EXERCISE PROMPT: Work through the material below and count the lines holding the word "TypeScript"; give that count and nothing more.

RECORD EXCERPTS:
────────────────────
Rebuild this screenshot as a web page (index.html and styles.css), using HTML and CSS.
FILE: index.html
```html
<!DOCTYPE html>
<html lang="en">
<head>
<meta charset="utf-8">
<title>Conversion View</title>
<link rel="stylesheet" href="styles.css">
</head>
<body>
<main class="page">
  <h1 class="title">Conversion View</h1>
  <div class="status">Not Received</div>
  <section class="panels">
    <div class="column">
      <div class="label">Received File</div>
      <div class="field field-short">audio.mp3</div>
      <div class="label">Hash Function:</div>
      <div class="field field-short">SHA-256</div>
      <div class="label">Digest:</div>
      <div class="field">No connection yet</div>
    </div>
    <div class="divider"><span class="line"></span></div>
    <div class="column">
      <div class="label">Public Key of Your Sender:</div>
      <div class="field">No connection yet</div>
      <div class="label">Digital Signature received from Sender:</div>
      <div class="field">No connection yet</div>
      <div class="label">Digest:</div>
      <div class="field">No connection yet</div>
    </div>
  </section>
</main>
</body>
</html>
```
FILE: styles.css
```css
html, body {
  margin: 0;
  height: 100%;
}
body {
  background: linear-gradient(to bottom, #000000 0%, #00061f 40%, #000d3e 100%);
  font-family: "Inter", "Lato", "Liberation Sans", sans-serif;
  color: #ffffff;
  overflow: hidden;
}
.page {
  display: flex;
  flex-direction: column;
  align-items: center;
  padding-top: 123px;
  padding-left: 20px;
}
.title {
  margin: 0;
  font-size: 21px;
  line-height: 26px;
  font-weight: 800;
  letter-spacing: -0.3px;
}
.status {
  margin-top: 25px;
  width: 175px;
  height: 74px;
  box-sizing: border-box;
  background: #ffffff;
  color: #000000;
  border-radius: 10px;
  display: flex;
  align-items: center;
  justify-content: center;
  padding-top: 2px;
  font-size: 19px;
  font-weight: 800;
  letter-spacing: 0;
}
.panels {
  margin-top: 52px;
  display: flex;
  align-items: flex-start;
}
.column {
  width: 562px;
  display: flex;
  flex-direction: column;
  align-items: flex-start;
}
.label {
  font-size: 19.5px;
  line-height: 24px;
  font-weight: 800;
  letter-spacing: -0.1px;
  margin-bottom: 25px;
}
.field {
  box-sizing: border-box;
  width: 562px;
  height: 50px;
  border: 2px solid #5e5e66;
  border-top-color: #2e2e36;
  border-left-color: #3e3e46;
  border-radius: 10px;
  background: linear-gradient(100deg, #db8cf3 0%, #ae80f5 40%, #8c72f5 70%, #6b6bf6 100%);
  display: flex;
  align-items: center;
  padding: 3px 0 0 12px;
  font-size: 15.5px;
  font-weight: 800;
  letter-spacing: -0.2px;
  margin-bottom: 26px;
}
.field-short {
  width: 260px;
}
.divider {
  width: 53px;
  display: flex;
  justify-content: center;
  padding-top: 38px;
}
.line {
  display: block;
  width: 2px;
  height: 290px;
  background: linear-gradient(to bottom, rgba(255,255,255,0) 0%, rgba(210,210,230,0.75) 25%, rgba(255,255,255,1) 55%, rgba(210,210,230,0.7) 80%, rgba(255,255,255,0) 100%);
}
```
────────────────────
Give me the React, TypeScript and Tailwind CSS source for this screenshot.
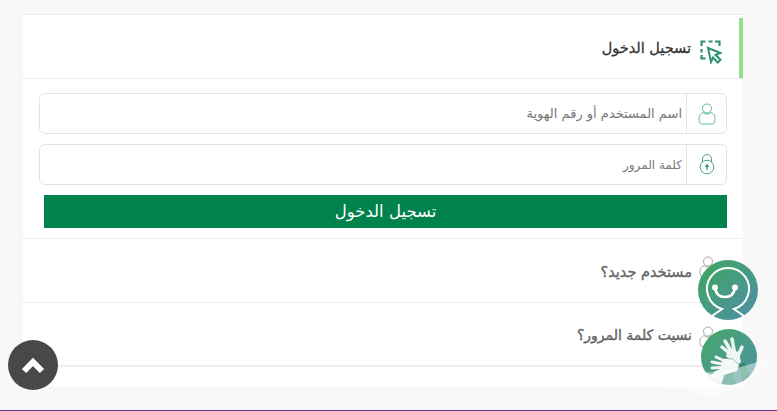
────────────────────
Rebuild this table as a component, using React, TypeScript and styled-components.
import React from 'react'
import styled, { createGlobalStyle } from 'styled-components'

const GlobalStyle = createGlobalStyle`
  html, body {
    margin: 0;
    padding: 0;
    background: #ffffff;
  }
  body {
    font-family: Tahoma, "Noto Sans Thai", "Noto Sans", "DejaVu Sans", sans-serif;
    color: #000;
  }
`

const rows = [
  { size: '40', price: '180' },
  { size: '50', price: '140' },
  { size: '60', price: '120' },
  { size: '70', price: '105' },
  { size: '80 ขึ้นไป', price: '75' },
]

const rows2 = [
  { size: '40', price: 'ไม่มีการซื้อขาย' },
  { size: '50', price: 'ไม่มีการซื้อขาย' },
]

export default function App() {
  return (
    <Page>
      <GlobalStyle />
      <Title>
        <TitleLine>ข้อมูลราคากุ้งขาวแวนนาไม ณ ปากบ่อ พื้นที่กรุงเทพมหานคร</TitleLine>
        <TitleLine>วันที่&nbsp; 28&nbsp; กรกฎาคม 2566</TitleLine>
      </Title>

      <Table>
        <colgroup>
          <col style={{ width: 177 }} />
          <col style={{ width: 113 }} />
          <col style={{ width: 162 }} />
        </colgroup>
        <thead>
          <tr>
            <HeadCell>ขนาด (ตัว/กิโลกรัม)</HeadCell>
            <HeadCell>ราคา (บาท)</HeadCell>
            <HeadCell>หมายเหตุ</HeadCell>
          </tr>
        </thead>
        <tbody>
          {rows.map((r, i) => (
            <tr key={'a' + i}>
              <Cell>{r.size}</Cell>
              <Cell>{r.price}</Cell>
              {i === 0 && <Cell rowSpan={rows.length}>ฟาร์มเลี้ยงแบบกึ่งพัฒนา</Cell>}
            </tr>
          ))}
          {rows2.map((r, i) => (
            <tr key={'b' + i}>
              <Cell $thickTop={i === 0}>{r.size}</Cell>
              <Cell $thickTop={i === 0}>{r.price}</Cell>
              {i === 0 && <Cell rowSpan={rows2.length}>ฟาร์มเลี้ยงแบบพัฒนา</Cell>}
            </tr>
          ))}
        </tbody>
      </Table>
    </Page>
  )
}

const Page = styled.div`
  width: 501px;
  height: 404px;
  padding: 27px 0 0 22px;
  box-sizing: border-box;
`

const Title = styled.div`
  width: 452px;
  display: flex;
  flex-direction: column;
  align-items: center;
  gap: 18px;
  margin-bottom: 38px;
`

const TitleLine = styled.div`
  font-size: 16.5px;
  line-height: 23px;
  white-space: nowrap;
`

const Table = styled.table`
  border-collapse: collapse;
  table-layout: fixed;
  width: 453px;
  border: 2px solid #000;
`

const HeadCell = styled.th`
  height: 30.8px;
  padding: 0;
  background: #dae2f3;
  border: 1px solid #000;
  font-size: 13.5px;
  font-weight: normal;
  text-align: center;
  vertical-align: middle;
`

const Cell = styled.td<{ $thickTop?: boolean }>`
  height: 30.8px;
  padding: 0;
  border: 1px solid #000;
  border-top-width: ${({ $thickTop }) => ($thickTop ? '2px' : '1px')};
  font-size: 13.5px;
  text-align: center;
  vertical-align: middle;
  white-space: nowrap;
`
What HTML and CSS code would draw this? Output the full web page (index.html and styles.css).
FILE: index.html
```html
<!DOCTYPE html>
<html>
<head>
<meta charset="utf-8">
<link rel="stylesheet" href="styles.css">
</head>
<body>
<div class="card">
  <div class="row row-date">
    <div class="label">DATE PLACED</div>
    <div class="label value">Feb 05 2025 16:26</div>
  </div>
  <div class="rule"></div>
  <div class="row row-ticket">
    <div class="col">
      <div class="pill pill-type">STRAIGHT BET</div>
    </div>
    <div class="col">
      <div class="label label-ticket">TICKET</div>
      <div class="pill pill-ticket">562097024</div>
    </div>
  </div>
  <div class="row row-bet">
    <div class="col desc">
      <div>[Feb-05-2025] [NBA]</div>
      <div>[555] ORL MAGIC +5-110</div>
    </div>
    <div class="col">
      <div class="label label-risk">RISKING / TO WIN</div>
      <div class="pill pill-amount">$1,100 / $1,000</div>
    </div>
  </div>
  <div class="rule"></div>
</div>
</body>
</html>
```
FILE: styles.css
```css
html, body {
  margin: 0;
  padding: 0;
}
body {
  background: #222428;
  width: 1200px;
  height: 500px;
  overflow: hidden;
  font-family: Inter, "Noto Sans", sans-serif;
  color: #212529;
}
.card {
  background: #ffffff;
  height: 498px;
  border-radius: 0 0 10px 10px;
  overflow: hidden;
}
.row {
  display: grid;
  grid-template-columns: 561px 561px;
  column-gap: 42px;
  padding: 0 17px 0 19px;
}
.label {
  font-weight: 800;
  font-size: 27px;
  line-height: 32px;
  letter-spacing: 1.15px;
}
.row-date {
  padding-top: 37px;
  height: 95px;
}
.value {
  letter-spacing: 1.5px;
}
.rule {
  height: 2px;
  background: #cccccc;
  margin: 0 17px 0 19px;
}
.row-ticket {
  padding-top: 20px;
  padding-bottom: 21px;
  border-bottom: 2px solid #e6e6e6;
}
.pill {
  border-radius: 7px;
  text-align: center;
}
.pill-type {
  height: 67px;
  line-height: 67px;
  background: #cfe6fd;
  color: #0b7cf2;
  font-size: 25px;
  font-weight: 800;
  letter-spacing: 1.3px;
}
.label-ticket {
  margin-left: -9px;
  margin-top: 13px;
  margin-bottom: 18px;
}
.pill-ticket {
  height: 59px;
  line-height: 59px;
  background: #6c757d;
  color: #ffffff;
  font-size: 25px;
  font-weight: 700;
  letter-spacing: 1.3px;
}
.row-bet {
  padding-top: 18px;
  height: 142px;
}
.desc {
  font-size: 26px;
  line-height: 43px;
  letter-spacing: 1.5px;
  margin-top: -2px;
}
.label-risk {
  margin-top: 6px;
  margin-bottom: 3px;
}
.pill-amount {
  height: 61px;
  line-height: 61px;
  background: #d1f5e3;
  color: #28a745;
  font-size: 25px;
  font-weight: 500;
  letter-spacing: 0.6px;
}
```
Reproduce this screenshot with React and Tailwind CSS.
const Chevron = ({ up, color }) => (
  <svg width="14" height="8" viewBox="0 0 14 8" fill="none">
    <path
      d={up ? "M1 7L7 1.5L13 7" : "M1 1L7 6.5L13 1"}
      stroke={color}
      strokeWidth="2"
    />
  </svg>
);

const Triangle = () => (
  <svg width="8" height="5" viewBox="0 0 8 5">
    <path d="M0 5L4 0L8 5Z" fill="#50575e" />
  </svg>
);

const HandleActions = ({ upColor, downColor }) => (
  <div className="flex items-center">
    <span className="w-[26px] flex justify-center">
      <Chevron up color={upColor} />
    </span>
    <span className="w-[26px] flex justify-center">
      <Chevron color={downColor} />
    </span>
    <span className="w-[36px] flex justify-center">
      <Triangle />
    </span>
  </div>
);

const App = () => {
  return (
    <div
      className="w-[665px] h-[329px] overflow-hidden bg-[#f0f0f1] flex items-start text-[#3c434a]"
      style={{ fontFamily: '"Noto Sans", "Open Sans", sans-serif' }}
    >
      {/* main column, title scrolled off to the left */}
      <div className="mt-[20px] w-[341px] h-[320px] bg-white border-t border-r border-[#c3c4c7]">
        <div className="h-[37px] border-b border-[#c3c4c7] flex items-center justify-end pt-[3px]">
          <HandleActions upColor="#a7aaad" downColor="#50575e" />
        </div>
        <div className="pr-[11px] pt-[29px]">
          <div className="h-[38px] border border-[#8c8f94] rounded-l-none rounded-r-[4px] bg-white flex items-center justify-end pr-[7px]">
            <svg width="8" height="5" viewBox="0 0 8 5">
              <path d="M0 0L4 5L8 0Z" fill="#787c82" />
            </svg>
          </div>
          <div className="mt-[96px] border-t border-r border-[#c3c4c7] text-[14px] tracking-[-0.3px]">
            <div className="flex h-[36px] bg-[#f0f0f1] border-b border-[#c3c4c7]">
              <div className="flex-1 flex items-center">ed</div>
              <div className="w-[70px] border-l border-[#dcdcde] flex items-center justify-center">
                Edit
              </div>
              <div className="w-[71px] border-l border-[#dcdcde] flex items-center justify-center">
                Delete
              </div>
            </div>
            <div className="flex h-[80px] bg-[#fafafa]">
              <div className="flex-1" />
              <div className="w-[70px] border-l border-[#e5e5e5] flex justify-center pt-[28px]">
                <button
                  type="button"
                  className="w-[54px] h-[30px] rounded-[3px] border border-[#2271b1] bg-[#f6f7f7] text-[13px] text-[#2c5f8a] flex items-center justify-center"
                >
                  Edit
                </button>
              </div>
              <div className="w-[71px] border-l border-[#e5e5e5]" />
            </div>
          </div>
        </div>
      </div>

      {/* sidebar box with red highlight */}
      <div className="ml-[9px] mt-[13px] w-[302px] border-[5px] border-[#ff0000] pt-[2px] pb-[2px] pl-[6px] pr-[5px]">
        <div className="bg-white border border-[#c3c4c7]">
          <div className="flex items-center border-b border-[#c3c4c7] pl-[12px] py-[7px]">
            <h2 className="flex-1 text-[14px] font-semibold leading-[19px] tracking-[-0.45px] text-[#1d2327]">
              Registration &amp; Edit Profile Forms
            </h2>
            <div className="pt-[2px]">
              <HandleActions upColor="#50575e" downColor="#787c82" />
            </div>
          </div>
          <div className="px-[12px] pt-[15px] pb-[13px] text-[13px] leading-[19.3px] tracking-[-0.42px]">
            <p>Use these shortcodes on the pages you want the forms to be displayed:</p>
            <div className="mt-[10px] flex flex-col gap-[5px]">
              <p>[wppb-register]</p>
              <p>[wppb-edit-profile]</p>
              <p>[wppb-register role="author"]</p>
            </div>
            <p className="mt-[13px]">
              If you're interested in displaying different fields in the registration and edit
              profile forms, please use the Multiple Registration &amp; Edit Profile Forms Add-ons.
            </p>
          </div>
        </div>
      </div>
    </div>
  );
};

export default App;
────────────────────
PROBLEM SOLUTION: 2